Liberal Leader Michael Ignatieff told a media scrum covering the Winnipeg stop on his national tour that he doesn't like the Canadian Broadcast Standards Council's censorship of Dire Straits' Grammy Award-winning song, Money for Nothing.

"I thought it was a great song when I first heard it and I still think it's a great song. Though you've got to look back at those lyrics again, they were written for a particular time. But I don't like censorship," he said.

The CBSC ruled the song unfit for radio earlier this week because of the use of the word "faggot" in the lyrics.

Even Dire Straits keyboardist Guy Fletcher weighed in on his personal website, responding to fans' questions by calling the decision "unbelievable" and referencing a conversation with the song's writer, Mark Knopfler.

"Mark tells me that due to the ban, he has now substituted the word faggot for 'fudger'.... for Canada," Fletcher wrote. "I reckon Canada could ban about 75 per cent of all records ever made."

The response from the local radio scene ranged from frustration to anger to resignation.

Matt Cundill, program director for Power 97, said the rock station will play the edited version of the song from now on but his listeners aren't happy about it.

"Most of our audience, which is 40 years old, understands the context of that song. That was part of the fun. That's what old people used to say about MTV," he said. "Money for Nothing is MTV, that's the soundtrack of a generation. It's a song people are very attached to."

Cundill said listeners haven't complained about One In A Million by Guns N' Roses or the Pogues' Fairy Tale in New York, because they're more obscure.

The decision came out of the blue for many radio people, according to Howard Kroeger, a Winnipeg-based radio consultant. He said he's been in the business for three decades and never heard a single complaint about the tune or its lyrics.

"If you want to play the politically correct game, there are tons of songs (with explicit lyrics) that have slipped past the censors over the years," he said, such as Lou Reed's Take A Walk On The Wild Side and Alannis Morisette's You Oughta Know.

Kroeger said he respects the decision by stations in Edmonton and Halifax to put the original version on "repeat" for one consecutive hour.

CITI FM moved in the opposite direction. Scott Armstrong, the station's general manager and program director, says Money for Nothing won't be on its playlist at all anymore.

As a policy, they only present songs as they were originally released on album and they don't play any songs that have been censored.

"We're not prepared to play the edited version that does exist of that song," he said.

David Drake, assistant program director at BOB FM, said his station has been playing the edited version for several years.

geoff.kirbyson@freepress.mb.ca

-- with files from Kevin Rollason, The Canadian Press

Republished from the Winnipeg Free Press print edition January 15, 2011 C12

I understand the choice of not to play the edited version. I feel that Fudger is more derogatory and explicit then Faggot. However at the end of the day they have chosen to censor Art rather than making a stand. This is Grammy winning song that actually has cultural relevance to when it was written. And now according to 92 it no longer exists.

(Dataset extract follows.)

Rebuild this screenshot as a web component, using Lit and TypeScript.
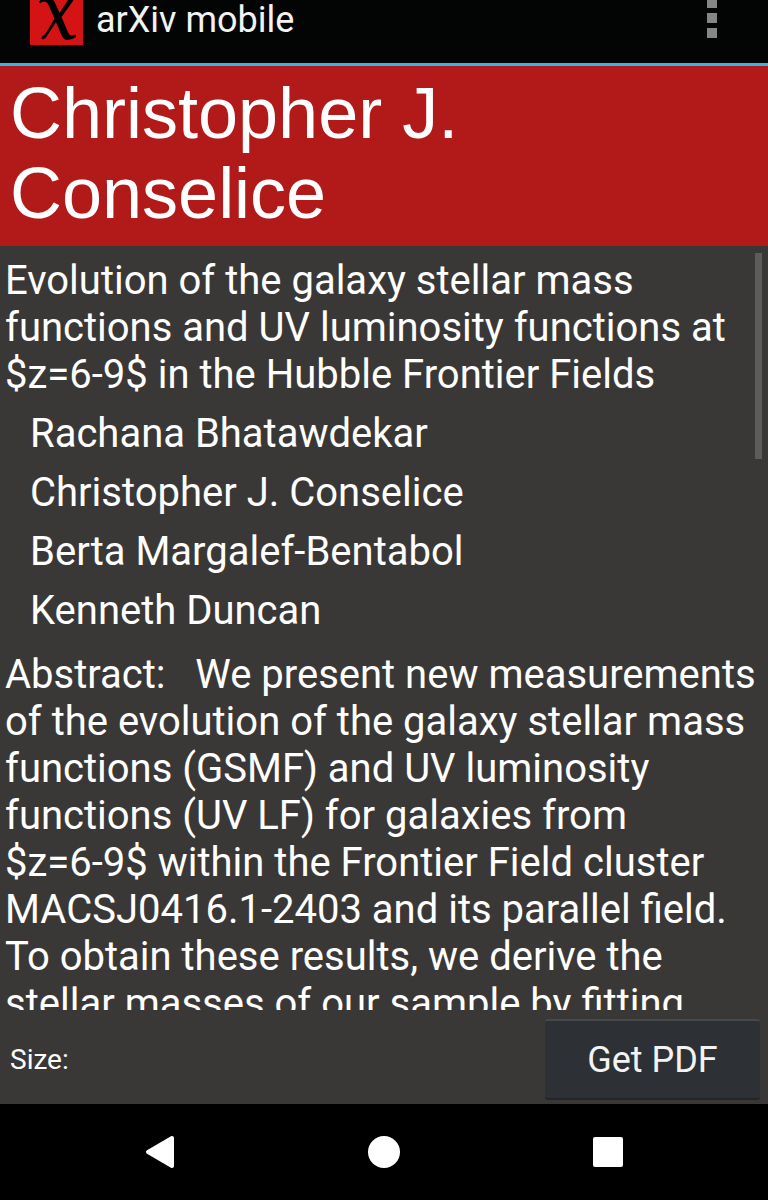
import { LitElement, html, css } from "lit";
import { customElement } from "lit/decorators.js";

const TITLE =
  "Evolution of the galaxy stellar mass functions and UV luminosity functions at $z=6-9$ in the Hubble Frontier Fields";

const AUTHORS = [
  "Rachana Bhatawdekar",
  "Christopher J. Conselice",
  "Berta Margalef-Bentabol",
  "Kenneth Duncan",
];

const ABSTRACT =
  "Abstract:   We present new measurements of the evolution of the galaxy stellar mass functions (GSMF) and UV luminosity functions (UV LF) for galaxies from $z=6-9$ within the Frontier Field cluster MACSJ0416.1-2403 and its parallel field. To obtain these results, we derive the stellar masses of our sample by fitting";

// Inline formulas between dollar signs stay on one line.
const withFormulas = (text: string) =>
  text
    .split(/(\$[^$]+\$)/)
    .map((part) =>
      part.startsWith("$") ? html`<span class="formula">${part}</span>` : part
    );

@customElement("action-bar")
class ActionBar extends LitElement {
  static styles = css`
    :host {
      display: block;
      flex: none;
    }
    .bar {
      display: flex;
      align-items: flex-end;
      height: 45px;
      padding: 0 28px 18px 30px;
      overflow: hidden;
      background: #030404;
      border-bottom: 3px solid #33b5e5;
    }
    .logo {
      display: block;
      flex: none;
      width: 53px;
      height: 53px;
    }
    .name {
      flex: 1;
      margin: 0 0 4px 13px;
      font-size: 36px;
      font-weight: 400;
      line-height: 42px;
      color: #f3f3f3;
    }
    .menu {
      flex: none;
      padding: 0;
      border: 0;
      background: none;
    }
    .dots {
      display: block;
      width: 56px;
      height: 56px;
    }
  `;

  render() {
    return html`
      <header class="bar">
        <svg class="logo" viewBox="0 0 53 53" aria-hidden="true">
          <rect width="53" height="53" fill="#d41414" />
          <path
            d="M9 10 Q12 5 18 5 Q23 5 26 13 L29.500 21 L38 8 L40 4 L45 4 L43 9 L31.500 25 L37 38 Q39 43.500 42 43.500 L46 42.500 L46 45 Q42 48 37 48 Q33 47.500 31 42 L26 30 L17.500 43 Q15 48 11.500 47 L12 44.500 Q14 44 16 41 L24.500 26.500 L18.500 13 Q17 9.500 14 9.500 Q12 9.500 10 11.500 Z"
            fill="#000"
          />
        </svg>
        <h1 class="name">arXiv mobile</h1>
        <button class="menu" aria-label="More options">
          <svg class="dots" viewBox="0 0 56 56" fill="#868686" aria-hidden="true">
            <rect x="23" y="9" width="10" height="10" />
            <rect x="23" y="24" width="10" height="10" />
            <rect x="23" y="39" width="10" height="10" />
          </svg>
        </button>
      </header>
    `;
  }
}

@customElement("paper-details")
class PaperDetails extends LitElement {
  static styles = css`
    :host {
      display: block;
      position: relative;
      flex: 1;
      min-height: 0;
      overflow: hidden;
      font-size: 40px;
      line-height: 47px;
      color: #fff;
    }
    .body {
      padding: 11px 5px 0;
    }
    .title {
      margin: 0 0 6px;
      font-size: 40px;
      font-weight: 400;
    }
    .authors {
      margin: 0 0 11px;
      padding: 0 0 0 25px;
      list-style: none;
    }
    .author {
      padding: 6px 0;
    }
    .abstract {
      margin: 0;
      white-space: pre-wrap;
    }
    .formula {
      white-space: nowrap;
    }
    .thumb {
      position: absolute;
      top: 7px;
      right: 6px;
      width: 7px;
      height: 27%;
      background: #5c5c5c;
    }
  `;

  render() {
    return html`
      <article class="body">
        <h3 class="title">${withFormulas(TITLE)}</h3>
        <ul class="authors">
          ${AUTHORS.map((name) => html`<li class="author">${name}</li>`)}
        </ul>
        <p class="abstract">${withFormulas(ABSTRACT)}</p>
      </article>
      <div class="thumb"></div>
    `;
  }
}

@customElement("system-nav")
class SystemNav extends LitElement {
  static styles = css`
    :host {
      display: block;
      flex: none;
      background: #000;
    }
    .nav {
      display: flex;
      justify-content: center;
      gap: 128px;
    }
    .key {
      padding: 0;
      border: 0;
      background: none;
    }
    .glyph {
      display: block;
      width: 96px;
      height: 96px;
      fill: #fff;
      stroke: #fff;
      stroke-linejoin: round;
    }
  `;

  render() {
    return html`
      <nav class="nav">
        <button class="key" aria-label="Back">
          <svg class="glyph" viewBox="0 0 96 96">
            <path d="M60 34 L36 48 L60 62 Z" stroke-width="4" />
          </svg>
        </button>
        <button class="key" aria-label="Home">
          <svg class="glyph" viewBox="0 0 96 96">
            <circle cx="48" cy="48" r="16" stroke="none" />
          </svg>
        </button>
        <button class="key" aria-label="Recent apps">
          <svg class="glyph" viewBox="0 0 96 96">
            <rect x="33" y="33" width="30" height="30" rx="2" stroke="none" />
          </svg>
        </button>
      </nav>
    `;
  }
}

@customElement("app-root")
class AppRoot extends LitElement {
  static styles = css`
    :host {
      display: flex;
      flex-direction: column;
      height: 100vh;
      overflow: hidden;
      background: #3a3837;
      color: #fff;
      font-family: Roboto, sans-serif;
    }
    .heading {
      flex: none;
      margin: 0;
      padding: 7px 10px 13px;
      background: #b21a1a;
      font-family: "Liberation Sans", sans-serif;
      font-size: 72px;
      font-weight: 400;
      line-height: 80px;
    }
    .footer {
      display: flex;
      flex: none;
      align-items: center;
      justify-content: space-between;
      padding: 9px 8px 4px 10px;
    }
    .size {
      font-size: 28px;
      line-height: 33px;
    }
    .pdf {
      width: 215px;
      height: 81px;
      padding: 2px 0 0;
      border: 0;
      border-top: 2px solid #46494c;
      border-bottom: 2px solid #232528;
      border-radius: 3px;
      background: #2d3035;
      color: #f3f3f3;
      font-family: inherit;
      font-size: 36px;
      line-height: 43px;
    }
  `;

  render() {
    return html`
      <action-bar></action-bar>
      <h2 class="heading">Christopher J. Conselice</h2>
      <paper-details></paper-details>
      <footer class="footer">
        <span class="size">Size:</span>
        <button class="pdf">Get PDF</button>
      </footer>
      <system-nav></system-nav>
    `;
  }
}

I was offended when they hired Samantha Stevens, a DJ from Toronto who simply mails in her voice work. (This would be the Voice Tracked reference. AKA ROBO DJ.) The argument is that "voice tracking saves money, and helps keep the radio station alive, saving other local jobs." Winnipeg has no shortage of people who would like to work as a DJ. Seeing as only the lunch time slot is Robo DJ'd, they obviously see the use in keeping local DJ's around. You can't tell me that the money they're "saving" by using Ms. Stevens is the difference between keepin the Radio Station operating, and having to shut its doors.


So goodbye 92. You censor Art. You deny the relevance of Metal. You take away jobs from locals, and export them to Toronto. You are dead to me.